The constitutionality of this procedure was upheld soon after the enactment of statute in the case of South Carolina against Katzenbach reported at volume 383 of the United States Reports.

And it is now well-established through at least two of our decisions that Section 5 is applicable when a state or political subdivision adopts a legislative reapportionment plan.

The City of New Orleans brought this suit under Section 5, seeking a judgment, declaring that a reapportionment of New Orleans' councilmanic districts did not have the purpose or effect of denying or abridging the right to vote account of race or color.

The District Court entered a judgment of dismissal, holding that the new reapportionment plan would have the effect of abridging the voting rights of New Orleans’ Negro citizens.

The City appealed the judgment to this Court, claiming that the District Court had used an incorrect standard in assessing the effect of the reapportionment in this Section 5 suit, and we noted probable jurisdiction of the appeal.

It is undisputed that the reapportionment plan in question, adopted in 1971, will have the effect of substantially improving the position of Negro citizens in New Orleans with respect to their effective exercise of the electoral franchise.

For the reasons set out in some detail in the Court’s written opinion, we hold that an ameliorative new legislative apportionment, such as this, can not violate Section 5 unless the new apportionment itself so discriminates on the basis of race or color as to violate the constitution, and there is no claim in this case that this reapportionment is unconstitutional.

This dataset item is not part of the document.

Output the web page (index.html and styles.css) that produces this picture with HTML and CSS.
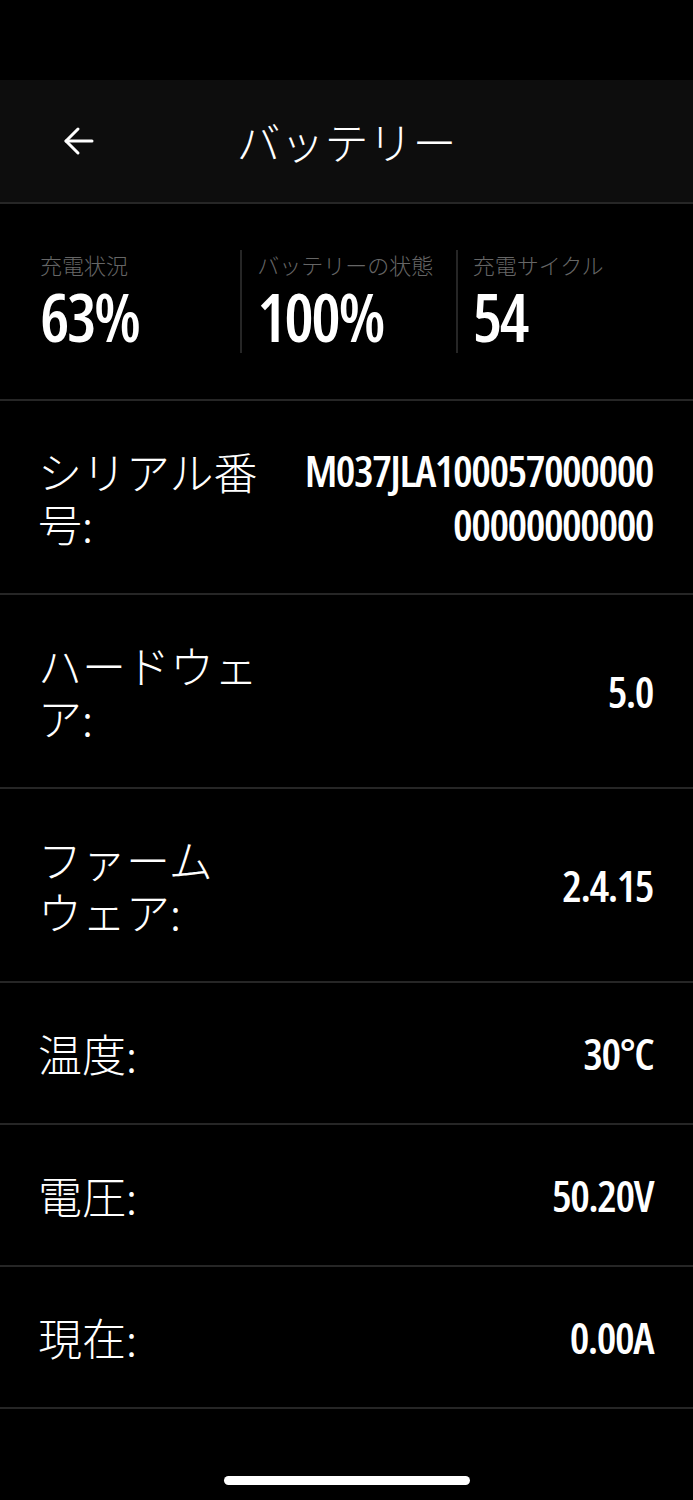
FILE: index.html
```html
<!DOCTYPE html>
<html lang="ja">
<head>
    <meta charset="UTF-8">
    <link rel="stylesheet" href="styles.css">
</head>
<body>
    <div class="status-bar"></div>

    <header class="top-bar">
        <button class="back-button" aria-label="戻る">
            <svg width="32" height="30" viewBox="0 0 32 30" fill="none" stroke="#fff" stroke-width="3" stroke-linecap="round" stroke-linejoin="round">
                <path d="M3 15h26"/>
                <path d="M15 3L3 15l12 12"/>
            </svg>
        </button>
        <h1 class="title">バッテリー</h1>
        <span></span>
    </header>

    <section class="stats">
        <div class="stat">
            <div class="stat-label">充電状況</div>
            <div class="stat-value">63%</div>
        </div>
        <div class="stat">
            <div class="stat-label">バッテリーの状態</div>
            <div class="stat-value">100%</div>
        </div>
        <div class="stat">
            <div class="stat-label">充電サイクル</div>
            <div class="stat-value">54</div>
        </div>
    </section>

    <ul class="info-list">
        <li class="info-row">
            <span class="info-label">シリアル番号:</span>
            <span class="info-value serial">M037JLA10005700000000000000000</span>
        </li>
        <li class="info-row">
            <span class="info-label">ハードウェア:</span>
            <span class="info-value">5.0</span>
        </li>
        <li class="info-row">
            <span class="info-label">ファームウェア:</span>
            <span class="info-value">2.4.15</span>
        </li>
        <li class="info-row">
            <span class="info-label">温度:</span>
            <span class="info-value">30°C</span>
        </li>
        <li class="info-row">
            <span class="info-label">電圧:</span>
            <span class="info-value">50.20V</span>
        </li>
        <li class="info-row">
            <span class="info-label">現在:</span>
            <span class="info-value">0.00A</span>
        </li>
    </ul>

    <div class="home-area">
        <div class="home-indicator"></div>
    </div>
</body>
</html>
```
FILE: styles.css
```css
:root {
    --bg-color: #000;
    --bar-bg: #0d0d0d;
    --line-color: #262626;
    --text-color: #fff;
    --muted-color: #666;
    --jp-font: "Noto Sans CJK JP", "Noto Sans", sans-serif;
    --num-font: "Open Sans", "Liberation Sans", sans-serif;
}

body {
    margin: 0;
    background: var(--bg-color);
    color: var(--text-color);
    font-family: var(--jp-font);
    line-break: strict;
}

.status-bar {
    height: 80px;
}

.top-bar {
    display: grid;
    grid-template-columns: 1fr auto 1fr;
    align-items: center;
    height: 122px;
    background: var(--bar-bg);
    border-bottom: 2px solid var(--line-color);
}

.back-button {
    justify-self: start;
    display: flex;
    margin-left: 63px;
    padding: 0;
    background: none;
    border: none;
}

.title {
    margin: 0;
    font-size: 44px;
    font-weight: 300;
    line-height: 1;
}

/* three headline numbers */
.stats {
    display: grid;
    grid-template-columns: repeat(3, 1fr);
    padding: 46px 22px 46px 25px;
    border-bottom: 2px solid var(--line-color);
}

.stat {
    padding: 0 0 4px 15px;
}

.stat + .stat {
    border-left: 2px solid var(--line-color);
}

.stat-label {
    color: var(--muted-color);
    font-size: 22px;
    font-weight: 300;
    line-height: 28px;
    white-space: nowrap;
}

.stat-value {
    margin-top: 5px;
    font-family: var(--num-font);
    font-stretch: 75%;
    font-weight: 600;
    font-size: 66px;
    line-height: 66px;
    letter-spacing: -2.5px;
}

.info-list {
    margin: 0;
    padding: 0;
    list-style: none;
}

.info-row {
    display: flex;
    justify-content: space-between;
    align-items: center;
    gap: 30px;
    padding: 44px 40px 44px 38px;
    border-bottom: 2px solid var(--line-color);
}

.info-label {
    flex: 0 0 236px;
    font-size: 44px;
    font-weight: 300;
    line-height: 52px;
}

.info-value {
    font-family: var(--num-font);
    font-stretch: 75%;
    font-weight: 600;
    font-size: 44px;
    line-height: 52px;
    letter-spacing: -1.5px;
    text-align: right;
}

.serial {
    max-width: 356px;
    margin: -2px 0;
    line-height: 54px;
    overflow-wrap: anywhere;
}

.home-area {
    display: flex;
    justify-content: center;
    padding-top: 67px;
}

.home-indicator {
    width: 246px;
    height: 9px;
    border-radius: 5px;
    background: #fff;
}
```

Accordingly, the judgment of the District Court is set aside and the case is remanded to that court for further proceedings consistent with the written opinion filed today with the clerk.

Mr. Justice White has filed a dissenting opinion.

Mr. Justice Marshall has also filed a dissenting opinion which Mr. Justice Brennan has joined and Mr. Justice Stevens took no part in the consideration or decision of this case.

Warren E. Burger:

Thank you, Mr. Justice Stewart.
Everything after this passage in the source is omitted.